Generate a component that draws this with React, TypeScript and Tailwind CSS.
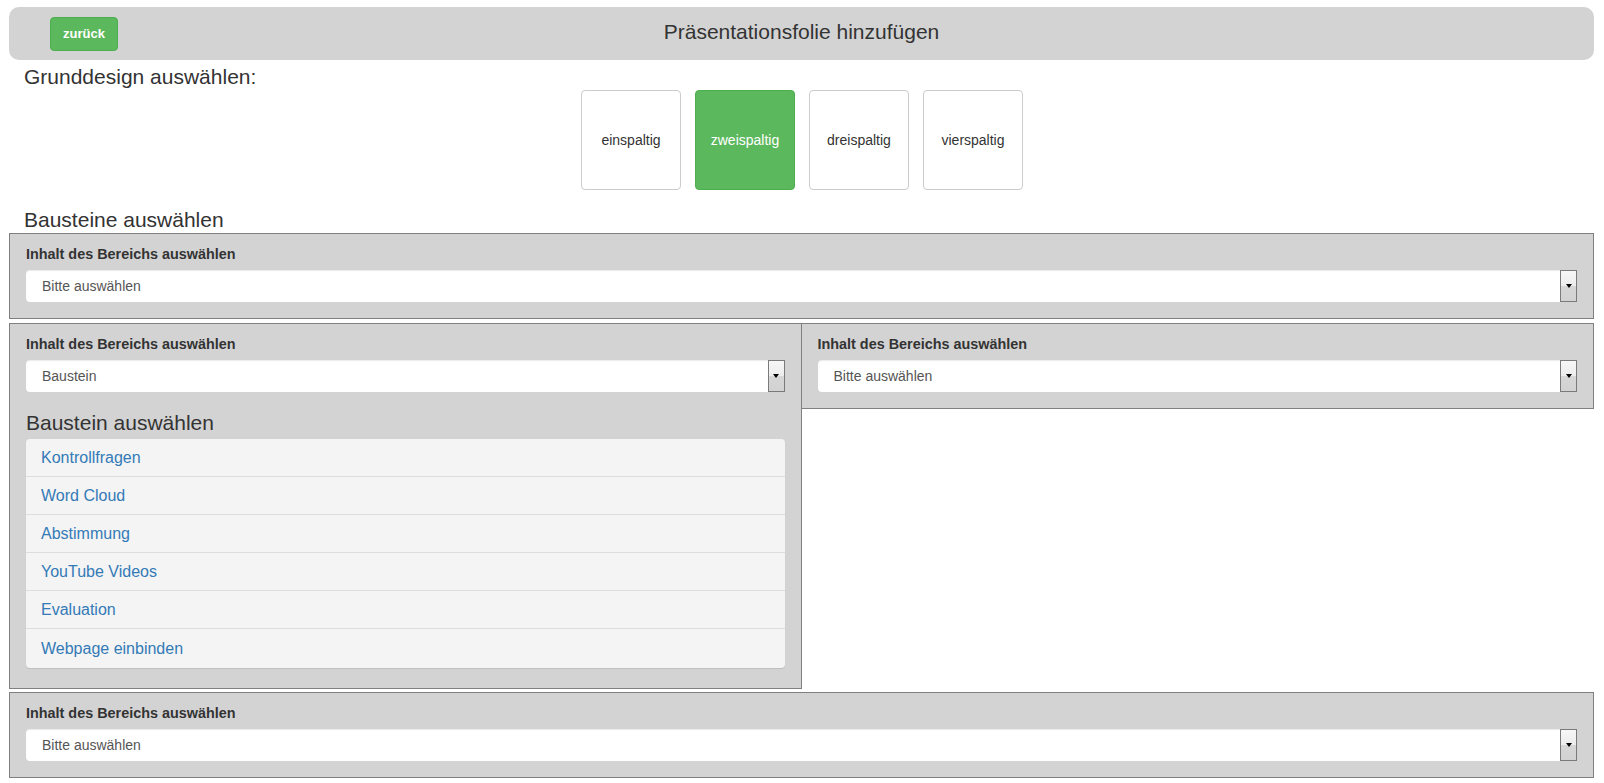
* * * * *
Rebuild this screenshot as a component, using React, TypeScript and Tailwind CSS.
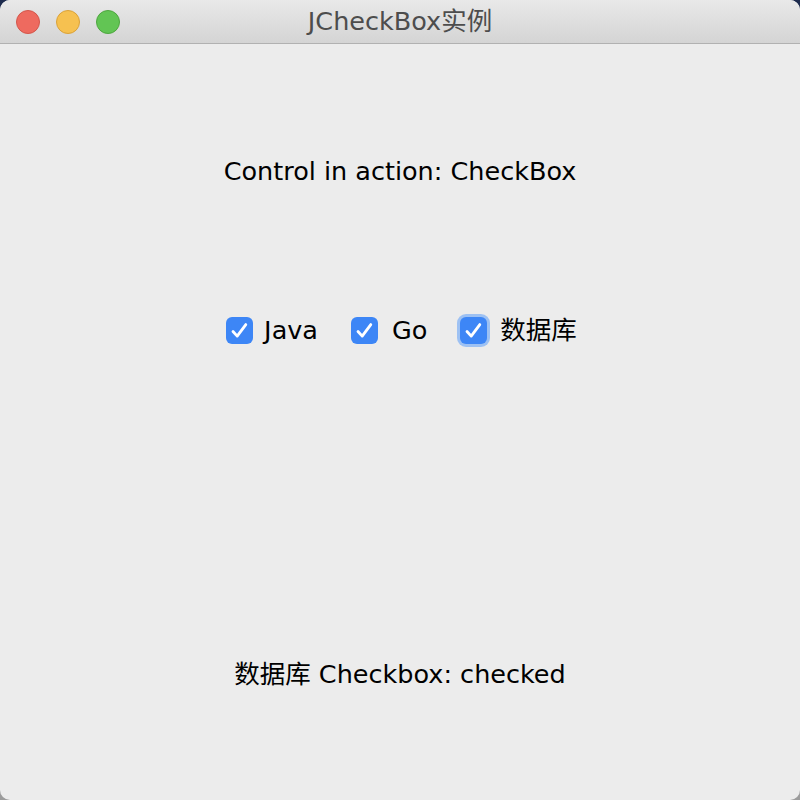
* * * * *
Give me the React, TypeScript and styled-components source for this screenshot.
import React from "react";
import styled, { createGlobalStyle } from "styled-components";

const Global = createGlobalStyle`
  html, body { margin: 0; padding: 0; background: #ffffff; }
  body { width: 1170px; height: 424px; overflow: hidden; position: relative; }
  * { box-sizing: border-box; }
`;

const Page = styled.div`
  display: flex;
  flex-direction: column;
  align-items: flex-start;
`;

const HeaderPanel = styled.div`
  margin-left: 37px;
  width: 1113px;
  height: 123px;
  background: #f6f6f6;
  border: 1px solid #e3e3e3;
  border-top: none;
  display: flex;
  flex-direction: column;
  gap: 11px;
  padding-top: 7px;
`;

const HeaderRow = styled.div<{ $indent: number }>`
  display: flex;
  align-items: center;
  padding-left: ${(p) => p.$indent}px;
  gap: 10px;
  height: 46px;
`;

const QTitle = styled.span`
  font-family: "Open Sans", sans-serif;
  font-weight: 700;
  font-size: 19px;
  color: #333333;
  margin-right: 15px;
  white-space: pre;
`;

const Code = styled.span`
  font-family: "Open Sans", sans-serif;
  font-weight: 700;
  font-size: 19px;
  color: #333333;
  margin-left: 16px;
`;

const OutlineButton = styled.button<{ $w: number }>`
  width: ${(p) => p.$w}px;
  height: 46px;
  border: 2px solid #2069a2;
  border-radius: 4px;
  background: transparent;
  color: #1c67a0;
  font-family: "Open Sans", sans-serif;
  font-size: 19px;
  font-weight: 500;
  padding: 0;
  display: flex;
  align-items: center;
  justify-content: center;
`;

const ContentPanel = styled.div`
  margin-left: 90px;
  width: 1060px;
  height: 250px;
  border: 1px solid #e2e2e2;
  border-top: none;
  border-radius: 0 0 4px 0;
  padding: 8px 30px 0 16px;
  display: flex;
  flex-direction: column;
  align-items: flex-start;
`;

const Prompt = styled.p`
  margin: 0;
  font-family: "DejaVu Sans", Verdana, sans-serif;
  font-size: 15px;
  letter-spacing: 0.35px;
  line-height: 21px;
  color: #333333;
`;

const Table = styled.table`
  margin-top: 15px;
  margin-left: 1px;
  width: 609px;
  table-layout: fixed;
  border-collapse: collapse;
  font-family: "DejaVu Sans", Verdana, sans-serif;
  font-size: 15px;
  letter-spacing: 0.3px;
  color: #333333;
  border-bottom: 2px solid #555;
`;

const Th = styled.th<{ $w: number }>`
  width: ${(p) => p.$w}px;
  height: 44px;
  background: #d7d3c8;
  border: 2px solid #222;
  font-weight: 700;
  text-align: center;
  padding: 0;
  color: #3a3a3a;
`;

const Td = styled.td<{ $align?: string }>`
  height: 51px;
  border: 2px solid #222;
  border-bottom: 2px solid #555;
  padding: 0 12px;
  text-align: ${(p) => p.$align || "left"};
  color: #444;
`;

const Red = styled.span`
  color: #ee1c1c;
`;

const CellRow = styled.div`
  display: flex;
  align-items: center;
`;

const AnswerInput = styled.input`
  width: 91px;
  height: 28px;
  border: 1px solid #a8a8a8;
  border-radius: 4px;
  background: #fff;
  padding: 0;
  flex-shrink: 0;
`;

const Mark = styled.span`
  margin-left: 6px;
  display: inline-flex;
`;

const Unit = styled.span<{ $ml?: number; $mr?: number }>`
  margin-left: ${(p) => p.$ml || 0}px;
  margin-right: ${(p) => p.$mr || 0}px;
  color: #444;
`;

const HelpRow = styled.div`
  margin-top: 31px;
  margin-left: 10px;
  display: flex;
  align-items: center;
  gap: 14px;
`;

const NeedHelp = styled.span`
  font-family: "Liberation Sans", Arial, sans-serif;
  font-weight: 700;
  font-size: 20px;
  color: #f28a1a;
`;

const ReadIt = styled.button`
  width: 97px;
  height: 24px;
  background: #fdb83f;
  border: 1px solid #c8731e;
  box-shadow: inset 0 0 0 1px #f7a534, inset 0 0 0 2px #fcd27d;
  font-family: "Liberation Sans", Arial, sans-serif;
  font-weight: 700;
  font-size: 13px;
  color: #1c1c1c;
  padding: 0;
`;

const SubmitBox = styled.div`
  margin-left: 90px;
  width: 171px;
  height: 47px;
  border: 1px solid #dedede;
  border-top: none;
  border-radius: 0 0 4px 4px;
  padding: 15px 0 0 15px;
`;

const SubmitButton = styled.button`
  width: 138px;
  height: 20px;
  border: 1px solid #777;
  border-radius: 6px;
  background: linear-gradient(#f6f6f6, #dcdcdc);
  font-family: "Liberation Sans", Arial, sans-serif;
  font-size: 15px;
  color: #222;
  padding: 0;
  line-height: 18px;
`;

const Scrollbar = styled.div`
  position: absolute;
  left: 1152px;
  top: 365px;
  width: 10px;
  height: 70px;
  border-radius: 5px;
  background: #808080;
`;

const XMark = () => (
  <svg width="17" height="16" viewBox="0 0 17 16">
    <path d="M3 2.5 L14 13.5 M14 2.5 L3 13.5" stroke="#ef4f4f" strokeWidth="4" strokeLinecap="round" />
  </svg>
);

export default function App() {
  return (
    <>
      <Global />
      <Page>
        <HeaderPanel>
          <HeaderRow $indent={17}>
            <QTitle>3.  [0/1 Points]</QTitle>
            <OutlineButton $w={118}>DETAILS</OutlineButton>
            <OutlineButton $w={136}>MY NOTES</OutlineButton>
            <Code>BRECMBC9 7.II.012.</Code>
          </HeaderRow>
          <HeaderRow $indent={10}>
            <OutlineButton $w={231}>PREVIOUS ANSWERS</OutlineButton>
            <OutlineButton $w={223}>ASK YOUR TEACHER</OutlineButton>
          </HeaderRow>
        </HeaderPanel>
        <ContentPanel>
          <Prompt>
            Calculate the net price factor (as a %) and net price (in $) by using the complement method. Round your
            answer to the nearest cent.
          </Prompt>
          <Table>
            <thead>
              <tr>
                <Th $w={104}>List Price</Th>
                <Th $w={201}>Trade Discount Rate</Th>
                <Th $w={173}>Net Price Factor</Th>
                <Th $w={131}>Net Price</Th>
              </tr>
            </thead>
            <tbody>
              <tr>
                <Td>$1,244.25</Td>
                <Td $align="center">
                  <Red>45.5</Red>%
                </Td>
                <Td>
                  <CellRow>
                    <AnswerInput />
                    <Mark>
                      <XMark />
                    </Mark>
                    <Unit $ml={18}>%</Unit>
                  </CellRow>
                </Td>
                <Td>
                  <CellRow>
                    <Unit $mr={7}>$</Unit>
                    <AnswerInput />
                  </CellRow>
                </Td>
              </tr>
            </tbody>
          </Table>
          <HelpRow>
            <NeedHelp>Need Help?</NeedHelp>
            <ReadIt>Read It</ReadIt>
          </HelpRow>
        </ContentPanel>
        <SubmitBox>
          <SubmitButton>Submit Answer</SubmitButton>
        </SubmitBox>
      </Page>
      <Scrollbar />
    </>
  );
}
* * * * *
Provide the number of lines in the entries that include "components", and no other text.

2